I saw my doctor last week, and although the nurse offered some compassion, because how can you not feel bad for someone who comes through the door with her eye closed, the doctor, a doctor who has known me and chatted me up on every visit, about my family and traveling and general life, barely gave me the time of day. No empathy, just a shocked look on his face when he saw me like he had thought I must be exaggerating when I called the office reporting my symptoms. He told me older people sometimes developed a small tear in between the eyebrow and eyelid which allowed some of the Botox to drip down paralyzing the lid, making it droop, like mine. He never once discussed the possibility that he may have administered the Botox in the wrong place, which by the way, is all the internet says. In my research, I could find nothing about a tear or anything other than the explanation that the injection was too low. I am not saying it was wrongly administered, but it seems to me that he should have at least considered this as an option. Another doctor who was with him wondered if I might have Bell’s Palsy, which I quickly responded to by saying that I could move the rest of my face just fine (she did not know that I am the queen of the internet and already knew every cause of Ptosis that there is). She then asked me if I’d been sick, to which I answered, yes, because I had had a cold for the previous three weeks that just wouldn’t go away. I’d like to say here that nobody has ever mentioned not to have Botox if you have a cold, and it is nowhere on the internet either.
I don’t know what the hell happened. I have been having this same thing done for the last 7-10 years, and this is the first time that I came out looking, well, crazy. The doctor was completely unsympathetic and said he was sorry this had happened to me, once without much feeling. I felt stung by his lack of emotion and compassion. I was sobbing and he was trying to get out of the room as soon as possible.

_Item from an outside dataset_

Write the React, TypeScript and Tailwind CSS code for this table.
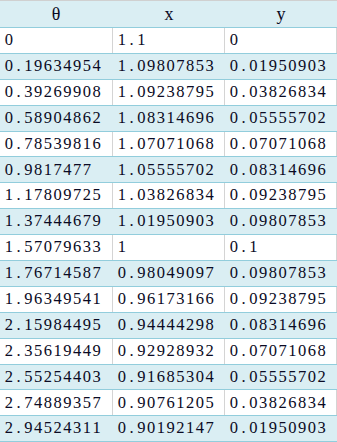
import React from "react";

const rows: [string, string, string][] = [
  ["0", "1.1", "0"],
  ["0.19634954", "1.09807853", "0.01950903"],
  ["0.39269908", "1.09238795", "0.03826834"],
  ["0.58904862", "1.08314696", "0.05555702"],
  ["0.78539816", "1.07071068", "0.07071068"],
  ["0.9817477", "1.05555702", "0.08314696"],
  ["1.17809725", "1.03826834", "0.09238795"],
  ["1.37444679", "1.01950903", "0.09807853"],
  ["1.57079633", "1", "0.1"],
  ["1.76714587", "0.98049097", "0.09807853"],
  ["1.96349541", "0.96173166", "0.09238795"],
  ["2.15984495", "0.94444298", "0.08314696"],
  ["2.35619449", "0.92928932", "0.07071068"],
  ["2.55254403", "0.91685304", "0.05555702"],
  ["2.74889357", "0.90761205", "0.03826834"],
  ["2.94524311", "0.90192147", "0.01950903"],
];

function Num({ v }: { v: string }) {
  return (
    <span className="inline-flex">
      {v.split("").map((c, i) => (
        <span key={i} className="inline-block w-[9.75px] text-center">
          {c}
        </span>
      ))}
    </span>
  );
}

export default function App() {
  return (
    <div
      className="w-[337px] h-[442px] overflow-hidden bg-white text-[#0a0a24] text-[16.5px]"
      style={{ fontFamily: '"Liberation Serif", "DejaVu Serif", serif' }}
    >
      <div className="border-t border-[#d0d0d0] bg-[#daeef3] border-b border-b-[#92cddc] h-[28px] grid grid-cols-[113px_112px_112px] items-center text-[18px]">
        <div className="text-center pr-[1px]">θ</div>
        <div className="text-center">x</div>
        <div className="text-center">y</div>
      </div>
      {rows.map((r, i) => {
        const blue = i % 2 === 1;
        return (
          <div
            key={i}
            className={`h-[25.9px] grid grid-cols-[113px_112px_112px] border-b border-[#92cddc] ${
              blue ? "bg-[#daeef3]" : "bg-white"
            }`}
          >
            {r.map((c, j) => (
              <div
                key={j}
                className={`flex items-center pl-[4px] border-r ${
                  blue ? "border-r-transparent" : "border-r-[#d4d4d4]"
                }`}
              >
                <Num v={c} />
              </div>
            ))}
          </div>
        );
      })}
    </div>
  );
}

My daughter is horrified. My son thinks it’s hysterical. My husband says he doesn’t notice (which is so him). I want to get in bed under the covers until it’s gone. I had plans to meet friends in New York this past weekend to see a Broadway show and do New York holiday things and I forced myself to go. It was hard because it is utterly exhausting to try and keep my lid up and because I also look like a circus show act. This week I have a work event and a party, and cousins coming in for a big fat cousin dinner and a Celtics game. I can’t just stop because I look like Frankenstein.
Obviously, Botox is an elective procedure and one of vanity. I have always known there was the possibility of this happening, but the odds seemed low and the rewards of not having the constant stress between my eyes removed, as well as the benefit of not having the lines between my eyes, seemed worth the tiny risk. Until now, until feeling what it’s like to have your vision impaired, your face look lopsided and scary.
Now I have to reconsider.
I won’t use Botox again. I certainly won’t go back to the doctor I trusted for the past almost decade. I do wish that he’d shown me more compassion and talked to me like a person, rather than a potential malpractice suit (which I’m sure isn’t even a thing, since I am quite certain I signed some waiver that said anything that happened after a Botox shot was not the responsibility of the doctor).
I keep thinking I’ll wake up and find the funny in this, but so far, no go.
So, just a little cautionary tale if you’re thinking of having Botox. I fell into the camp of “It’ll never happen to me,” but it did. And I’m here to tell you that it’s really not fun. Gratitude that, as my mom was so fond of saying in a shitty situation, this too shall pass. And if my droopy eye has given you a good laugh, well then gratitude for that, too.